Supreme Court denies challenges to state laws banning assault-style weapons and high-capacity magazines
WASHINGTON — The Supreme Court on Monday declined to hear two major gun cases challenging a Maryland gun law that bans assault-style weapons and a Rhode Island restriction on large-capacity magazines.
As a result, the two laws remain in effect. Litigation over similar bans across the country is ongoing and the issue is likely to return to the justices.
The court has a 6-3 conservative majority that has expanded gun rights but has shown a reluctance in recent months to take up a new case on the scope of the right to bear arms under the Constitution's Second Amendment.
It seems likely the court will take up the assault weapons issue soon, with three conservative justices saying they voted to take it up and another, Justice Brett Kavanaugh, saying he would like the justices to hear a case ion the issue in the next couple of years.
Four votes are needed for the court to hear a case.
The court in a major 2022 ruling expanded gun rights by finding for the first time that the right to bear arms extends outside the home.
That has led to a wave of both new restrictions being imposed in some states and court rulings that have struck down some longstanding gun laws. Both these developments have led to a flurry of appeals at the court asking the justices to clarify the scope of the 2022 ruling.
The Maryland law bans what the state calls 'assault weapons' akin to weapons of war like the M16 rifle as well as the AR-15. The measure became law in 2013 in the aftermath of the Sandy Hook school shooting, in which 20 children and six adults were killed the previous year.

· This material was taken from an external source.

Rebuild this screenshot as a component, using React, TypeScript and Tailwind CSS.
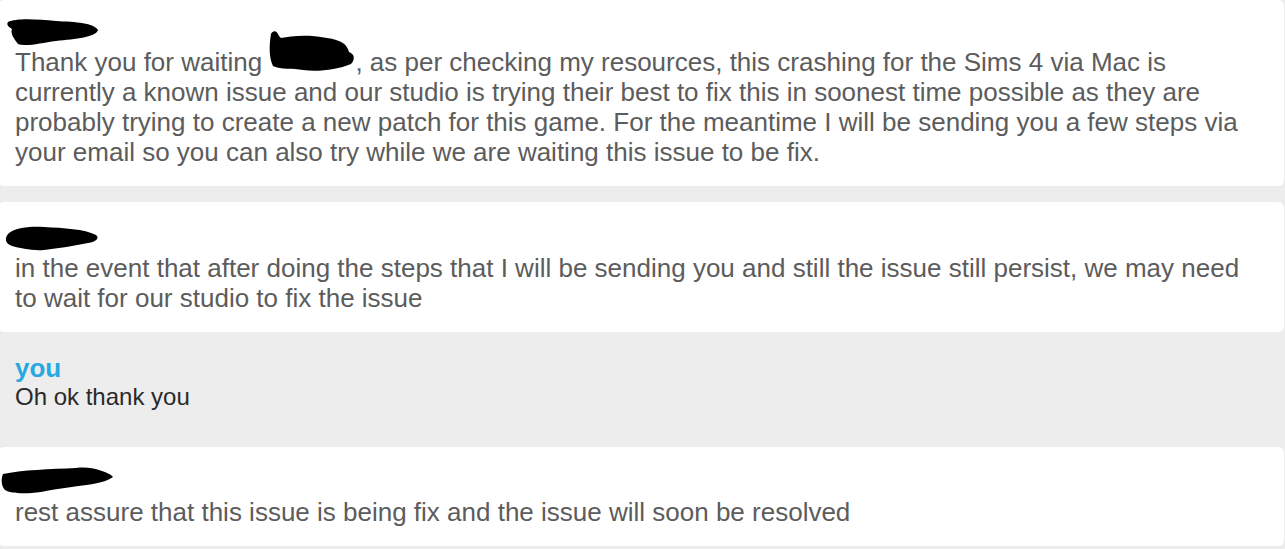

That law was upheld by the Richmond, Virginia-based 4th Circuit U.S. Court of Appeals before the Supreme Court's 2022. A new set of plaintiffs then filed a lawsuit, and the Supreme Court ordered the appeals court to take a second look at the issue. It reached the same conclusion in an August 2024 ruling.
"The assault weapons at issue fall outside the ambit of protection offered by the Second Amendment because, in essence, they are military-style weapons designed for sustained combat operations that are ill-suited and disproportionate to the need for self-defense," the court concluded.
The Rhode Island law, enacted just before the Supreme Court issued the 2022 ruling, prevents people from possessing magazines that contain more than 10 rounds.
Lower courts, including the Boston-based 1st U.S. Circuit Court of Appeals, upheld the ban, which was challenged by four gun owners and a firearms store called Big Bear Hunting and Fishing Supply.
The Supreme Court last July sidestepped multiple gun-related disputes soon after it issued a ruling that upheld a federal law that prohibits people subject to domestic violence restraining orders from possessing firearms.
In a case that did not directly address the right to bear arms, the court on March 26 upheld a Biden administration bid to regulate 'ghost gun' kits that can be easily assembled to make firearms.